Sometimes I sit in the car park grasping my coffee, staring at the steering wheel, and wonder when it all changed. Why don’t I enjoy teaching anymore?

I can still remember the rush of my early years. I’d spend half my weekends sketching out lessons, cutting paper, and sticking things down to create my own worksheets. I’d lie awake rehearsing the first day of term like it was opening night on a stage. There was so much hope wrapped up in those moments, so much certainty that teaching was more than a job, it was my vocation.

For a long time I thought it was me – that if I just tried harder, got more organised, or “found the joy again” it would all click back into place. But the thing is, it’s not that simple. The job has shifted, and so have I.

The Shift I Didn’t Notice At First

For years I told myself things would get easier if I just hung in there. Next term. Next year. Next curriculum. But the changes kept coming. Admin piled up. Tech platforms appeared and disappeared. Behaviour expectations swung with every new policy. And the weight of holding whole classrooms together seemed to land more squarely on my shoulders each year.

It wasn’t that I stopped caring. It was that the enjoyment I once had was slowly being buried under everything else.

When I walk into my classroom now, I sometimes feel like a stranger in a place I used to know by heart. The posters on the wall don’t spark anything. The laughter still happens, but it doesn’t carry me through like it used to. I miss the version of teaching that felt alive.

Carrying The Guilt

With all of that comes guilt a heavy, quiet guilt that creeps in at odd times. I’ll compare myself to the colleague down the hall who talks about teaching with passion and shining eyes, or I’ll hear the classic line from friends: “At least you get the holidays.” And then I start to wonder if I’m the problem.

My inner voice can be brutal: maybe I should be more grateful, maybe I should push harder, maybe good teachers don’t feel like this.

But the guilt doesn’t actually fix anything. It just keeps me stuck, tired, and second-guessing myself. What I’ve realised is that guilt is just a sign that I still care. If I didn’t care, I wouldn’t feel it at all.

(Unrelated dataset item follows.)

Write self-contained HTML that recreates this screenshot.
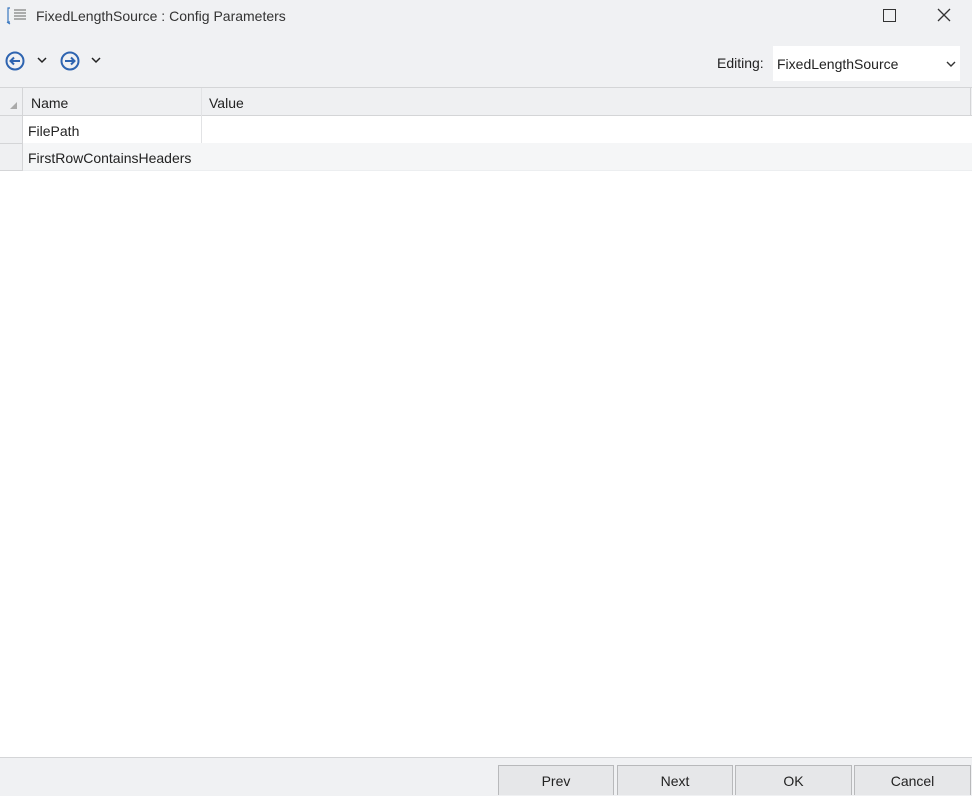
<!DOCTYPE html>
<html><head><style>
body{margin:0;width:972px;height:795px;background:#f0f1f3;font-family:"Liberation Sans",sans-serif;position:relative;overflow:hidden;color:#222}
.a{position:absolute}
.t{font-size:14px}
.btn{position:absolute;top:765px;height:30px;background:#e6e7e9;border:1px solid #b8b9bb;border-bottom:none;box-sizing:border-box;text-align:center;line-height:30px;font-size:14px;color:#222}
</style></head><body>
<svg class="a" style="left:6px;top:6px" width="22" height="20"><path d="M4 2H2V16H4M1 16l3 2" stroke="#3a78c0" fill="none" stroke-width="1.2"/><path d="M8 4h12M8 7h12M8 10h12M8 13h12" stroke="#666" stroke-width="1"/></svg>
<div class="a t" style="left:36px;top:8px;color:#333">FixedLengthSource : Config Parameters</div>
<div class="a" style="left:883px;top:9px;width:11px;height:11px;border:1.3px solid #333"></div>
<svg class="a" style="left:937px;top:8px" width="14" height="14"><path d="M1 1L13 13M13 1L1 13" stroke="#333" stroke-width="1.3"/></svg>
<svg class="a" style="left:4px;top:50px" width="100" height="22"><circle cx="11" cy="11" r="8.5" stroke="#2e64b0" stroke-width="2" fill="none"/><path d="M16 11H7M10 7.5L6.5 11 10 14.5" stroke="#2e64b0" stroke-width="2" fill="none"/><path d="M34 8l4 4 4-4" stroke="#222" stroke-width="1.5" fill="none"/><circle cx="66" cy="11" r="8.5" stroke="#2e64b0" stroke-width="2" fill="none"/><path d="M61 11H70M67 7.5L70.5 11 67 14.5" stroke="#2e64b0" stroke-width="2" fill="none"/><path d="M88 8l4 4 4-4" stroke="#222" stroke-width="1.5" fill="none"/></svg>
<div class="a t" style="left:717px;top:55px">Editing:</div>
<div class="a" style="left:773px;top:46px;width:187px;height:35px;background:#fff"></div>
<div class="a t" style="left:777px;top:56px">FixedLengthSource</div>
<svg class="a" style="left:946px;top:60px" width="10" height="8"><path d="M1 2l4 4 4-4" stroke="#333" stroke-width="1.4" fill="none"/></svg>
<div class="a" style="left:0;top:87px;width:972px;height:670px;background:#fff;border-top:1px solid #d4d5d7"></div>
<div class="a" style="left:0;top:88px;width:972px;height:27px;background:#eff0f2;border-bottom:1px solid #d4d5d7"></div>
<div class="a" style="left:22px;top:88px;width:1px;height:83px;background:#d4d5d7"></div>
<div class="a" style="left:201px;top:88px;width:1px;height:83px;background:#e2e3e5"></div>
<div class="a" style="left:970px;top:88px;width:1px;height:28px;background:#d4d5d7"></div>
<svg class="a" style="left:9px;top:101px" width="10" height="10"><path d="M8 1V8H1Z" fill="#aaa"/></svg>
<div class="a t" style="left:31px;top:95px">Name</div>
<div class="a t" style="left:209px;top:95px">Value</div>
<div class="a" style="left:0;top:116px;width:22px;height:54px;background:#eff0f2"></div>
<div class="a" style="left:0;top:143px;width:22px;height:1px;background:#d4d5d7"></div>
<div class="a" style="left:0;top:170px;width:22px;height:1px;background:#d4d5d7"></div>
<div class="a" style="left:23px;top:143px;width:949px;height:27px;background:#f5f6f7"></div>
<div class="a" style="left:23px;top:170px;width:949px;height:1px;background:#eceef0"></div>
<div class="a t" style="left:28px;top:123px">FilePath</div>
<div class="a t" style="left:28px;top:150px">FirstRowContainsHeaders</div>
<div class="a" style="left:0;top:757px;width:972px;height:1px;background:#d4d5d7"></div>
<div class="btn" style="left:498px;width:116px">Prev</div>
<div class="btn" style="left:617px;width:116px">Next</div>
<div class="btn" style="left:735px;width:117px">OK</div>
<div class="btn" style="left:854px;width:117px">Cancel</div>
</body></html>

Redefining What Enjoyment Means

Some days I think maybe I don’t hate teaching. Maybe I just don’t enjoy it in the same way anymore. And maybe that’s allowed. Enjoying teaching at this stage of life doesn’t have to look like staying up late laminating things or volunteering for every committee.

Now, teaching might mean drawing a line and leaving my marking at school. It might mean choosing part-time instead of running myself ragged. It might even mean giving myself permission to walk away altogether.

There’s a gentler version of enjoyment that doesn’t ask me to burn myself out. A quieter kind that leaves room for me to have a life outside of the classroom.

I picture it like this: it’s Friday afternoon, the bell rings, and instead of dragging a bag of marking to the car, I leave it all on my desk. I walk outside into the cool air, notice the sky changing colours, and feel light enough to breathe again. That feels like enjoyment too.

When Letting Go Feels Like The Next Step

There are days when I think the most loving choice would be to let go. Leaving doesn’t erase the years I’ve given or the lives I’ve touched. It just means I’m listening to myself now.

It’s not an easy thought – to step away from something I’ve built my whole identity around. But I remind myself that it’s okay to want something different. It’s okay to grieve the loss of what once was. And it’s okay to imagine a future where I wake up without that knot in my chest.

Sometimes I ask myself: can I still see myself doing this in five years? If my body tenses up and the answer feels like dread, I take that seriously.

Conclusion

So here I am, someone who used to enjoy this work with everything in me and someone who doesn’t feel that way anymore. It’s a hard truth to hold, but it’s also freeing.

Not enjoying teaching anymore doesn’t mean I failed. It just means I’ve changed. And change doesn’t have to be a shameful thing. It can be the start of choosing myself, whether that means slowing down, setting boundaries, or finally stepping into something new.